**What the task asks**
Starting with the first line of the listing, quote each line exactly until and including the one with "text-[11.2px] font-bold text-[#4d5b66]", leaving pictures out.

**Given material**
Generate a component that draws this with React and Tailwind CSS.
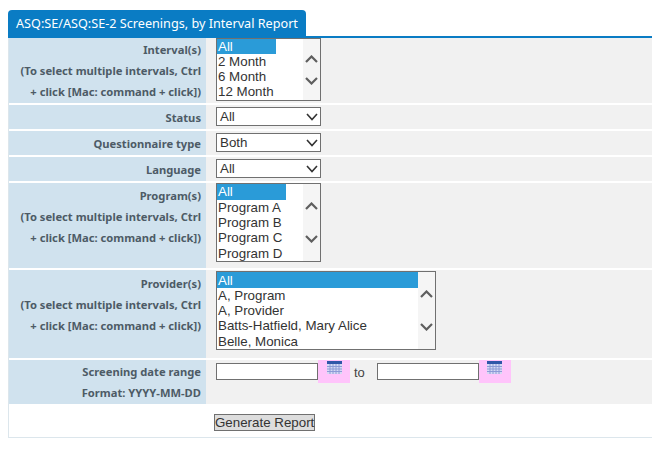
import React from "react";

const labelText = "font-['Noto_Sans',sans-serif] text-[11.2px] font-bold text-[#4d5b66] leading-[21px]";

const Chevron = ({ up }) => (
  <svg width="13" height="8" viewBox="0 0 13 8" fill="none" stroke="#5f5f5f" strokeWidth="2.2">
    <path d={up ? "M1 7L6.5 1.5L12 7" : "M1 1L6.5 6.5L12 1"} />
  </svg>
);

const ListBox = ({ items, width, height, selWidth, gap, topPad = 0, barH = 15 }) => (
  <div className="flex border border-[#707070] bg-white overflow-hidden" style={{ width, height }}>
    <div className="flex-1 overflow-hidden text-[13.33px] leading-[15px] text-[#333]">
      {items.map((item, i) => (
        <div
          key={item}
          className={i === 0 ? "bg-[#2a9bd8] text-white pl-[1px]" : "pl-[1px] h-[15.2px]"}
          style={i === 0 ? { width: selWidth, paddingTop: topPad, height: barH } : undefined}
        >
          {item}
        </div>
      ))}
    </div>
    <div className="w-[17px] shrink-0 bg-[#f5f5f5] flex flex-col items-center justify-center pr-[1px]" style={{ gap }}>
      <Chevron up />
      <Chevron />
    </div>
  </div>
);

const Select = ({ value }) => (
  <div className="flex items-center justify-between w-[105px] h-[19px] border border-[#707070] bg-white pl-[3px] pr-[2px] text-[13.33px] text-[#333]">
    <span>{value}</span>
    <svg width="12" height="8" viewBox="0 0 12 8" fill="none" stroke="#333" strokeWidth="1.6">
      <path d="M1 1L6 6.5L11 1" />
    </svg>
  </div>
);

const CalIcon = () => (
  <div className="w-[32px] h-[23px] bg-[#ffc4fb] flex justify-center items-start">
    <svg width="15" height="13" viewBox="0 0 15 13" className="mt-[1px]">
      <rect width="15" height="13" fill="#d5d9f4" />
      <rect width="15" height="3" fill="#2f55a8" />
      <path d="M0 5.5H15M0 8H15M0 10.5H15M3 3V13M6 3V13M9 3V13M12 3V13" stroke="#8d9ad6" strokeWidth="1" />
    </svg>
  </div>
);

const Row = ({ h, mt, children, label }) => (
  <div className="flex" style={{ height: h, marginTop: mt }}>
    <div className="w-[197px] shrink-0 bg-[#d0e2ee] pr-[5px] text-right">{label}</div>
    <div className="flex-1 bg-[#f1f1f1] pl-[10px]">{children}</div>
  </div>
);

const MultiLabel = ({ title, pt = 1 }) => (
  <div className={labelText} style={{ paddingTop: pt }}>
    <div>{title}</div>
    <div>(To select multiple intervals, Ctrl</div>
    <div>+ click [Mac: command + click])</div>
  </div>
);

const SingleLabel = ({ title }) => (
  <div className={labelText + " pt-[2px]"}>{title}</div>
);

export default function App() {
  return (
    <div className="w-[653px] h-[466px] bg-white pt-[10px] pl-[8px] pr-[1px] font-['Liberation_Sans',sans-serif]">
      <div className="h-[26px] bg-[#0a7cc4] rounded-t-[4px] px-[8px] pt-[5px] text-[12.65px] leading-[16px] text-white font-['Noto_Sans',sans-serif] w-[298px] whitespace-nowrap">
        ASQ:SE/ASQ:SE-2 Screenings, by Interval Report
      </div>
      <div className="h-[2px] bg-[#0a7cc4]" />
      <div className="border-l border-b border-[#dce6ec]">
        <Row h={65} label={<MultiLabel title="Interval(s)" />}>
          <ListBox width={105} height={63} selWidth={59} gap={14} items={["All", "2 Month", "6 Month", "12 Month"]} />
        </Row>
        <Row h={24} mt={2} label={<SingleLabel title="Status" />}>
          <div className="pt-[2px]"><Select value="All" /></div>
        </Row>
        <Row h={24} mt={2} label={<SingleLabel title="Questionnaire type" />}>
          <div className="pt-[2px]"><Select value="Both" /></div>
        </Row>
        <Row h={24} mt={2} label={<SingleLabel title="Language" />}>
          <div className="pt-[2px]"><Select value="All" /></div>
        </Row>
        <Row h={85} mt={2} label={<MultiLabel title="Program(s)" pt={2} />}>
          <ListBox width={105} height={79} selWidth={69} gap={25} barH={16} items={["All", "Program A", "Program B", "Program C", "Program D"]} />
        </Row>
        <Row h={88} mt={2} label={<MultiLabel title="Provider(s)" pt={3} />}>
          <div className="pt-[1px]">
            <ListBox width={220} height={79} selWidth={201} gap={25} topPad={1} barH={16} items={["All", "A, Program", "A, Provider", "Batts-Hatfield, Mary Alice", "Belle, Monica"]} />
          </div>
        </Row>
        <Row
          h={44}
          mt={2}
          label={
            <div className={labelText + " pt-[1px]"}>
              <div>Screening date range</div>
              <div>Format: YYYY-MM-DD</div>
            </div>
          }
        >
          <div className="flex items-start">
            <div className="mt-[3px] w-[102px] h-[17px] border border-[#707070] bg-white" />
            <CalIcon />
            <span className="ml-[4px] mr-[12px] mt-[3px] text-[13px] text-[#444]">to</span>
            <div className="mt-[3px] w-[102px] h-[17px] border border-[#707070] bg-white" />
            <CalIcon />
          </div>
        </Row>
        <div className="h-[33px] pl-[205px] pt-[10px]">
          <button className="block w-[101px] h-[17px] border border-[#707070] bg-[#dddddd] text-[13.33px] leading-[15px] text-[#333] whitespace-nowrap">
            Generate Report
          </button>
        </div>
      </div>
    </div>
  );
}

**Solved exercise**
Generate a component that draws this with React and Tailwind CSS.
import React from "react";

const labelText = "font-['Noto_Sans',sans-serif] text-[11.2px] font-bold text-[#4d5b66] leading-[21px]";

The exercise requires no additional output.